Ilott v Mitson  UKSC 17 has been described as upholding the supremacy of testamentary freedom, and as being a win for charities. What does this mean and is it true?
The facts of Ilott v Mitson have been described here and are briefly as follows:
Ms Ilott was the daughter of Melita Jackson. Her father died before she was born. Aged 17, Ms Ilott moved out of home to live with a boyfriend Mrs Jackson did not like, and that led to a lifetime estrangement. Ms Ilott went on to marry her boyfriend and they had 5 children. Three attempts were made at reconciliation between mother and daughter, but none were successful. Mrs Jackson did not support her daughter financially, and her daughter did not expect to inherit anything from her estate. On her death, Mrs Jackson left everything to three animal charities which she had not previously had any connection with.
Ms Ilott and her family were not well off, and relied on state benefits for approximately 75% of their income. Ms Ilott made a claim under the Inheritance (Provision for Family and Dependants) Act 1975 for reasonable financial provision from the estate of her late mother. She was initially awarded £50,000, but (after a series of appeals) this was increased by the Court of Appeal to £143,000 (for her to buy her Housing Association house) and £20,000 for other financial needs. The charities appealed to the Supreme Court to have this decision overturned.
The Supreme Court found that, on the facts, there were three orders which could have been made:
- The original order of £50,000 ;
- The Court of Appeal order of £143,000 plus £20,000 cash;
- Dismissal of the claim, so that Ms Ilott received nothing.
The Judges felt that any of those orders could be justified (although it should be noted that by the time the matter came before the Supreme Court, option 3 was not available to them). They plumped for option 1 – overturning the decision of the Court of Appeal which had given a far higher award.
The reason that this is significant is because Mrs Jackson had chosen to leave her money to charities which she had not had a close association. Charities in these circumstances are used to facing the argument that this is essentially a windfall, and that the family of the testator deserves greater consideration. However, the Supreme Court emphasised that leaving money to charity is something which any testator is free to do. Whilst charities cannot have an expectation of a bequest, they do rely on legacy income for their work and this should not be readily dismissed. It can be easy to forget that the making an award to a Claimant under the Inheritance Act automatically reduces the amounts payable to the testators chosen beneficiaries, whether these are family, friends or charities. This decision is likely to make it easier for charities to defend bequests left to them from Claimants, particularly where the Claimant has no strong moral claim.

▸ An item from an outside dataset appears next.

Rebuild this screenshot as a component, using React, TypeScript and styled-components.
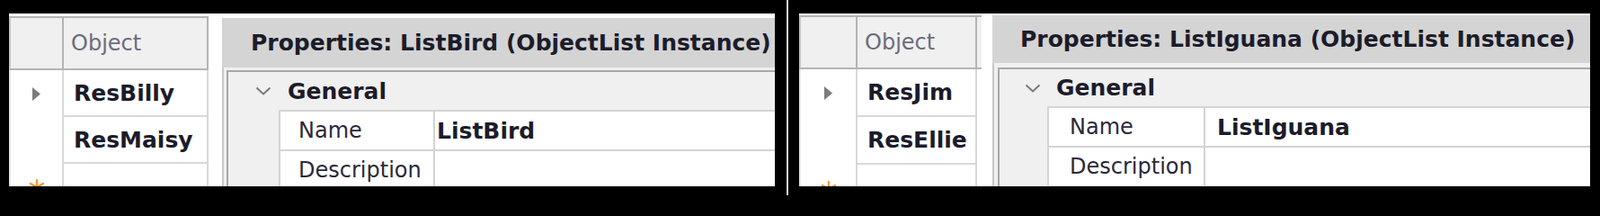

When making an award under the Inheritance Act, the Court has to consider whether the will makes ‘reasonable financial provision’ for the applicant, and not whether the testator acted reasonably. In this case, the testator does not appear to have acted reasonably – but that does not mean that reasonable financial provision was not made. Ms Ilott was not financially dependent on her mother – she had lived independently for decades, and had not expected to inherit anything.
This judgment has re-emphasised the importance of testamentary freedom. In England and Wales (unlike many other jurisdictions) there is no form of forced heirship – people can leave their estate entirely as they wish even if that means disinheriting their family entirely for totally unfair reasons. Whilst the Inheritance Act provides a means for a small number of people to make claims against the estate, Ilott has reiterated that the circumstances in which they can do this are very limited and the testators wishes should be given serious consideration in any such case.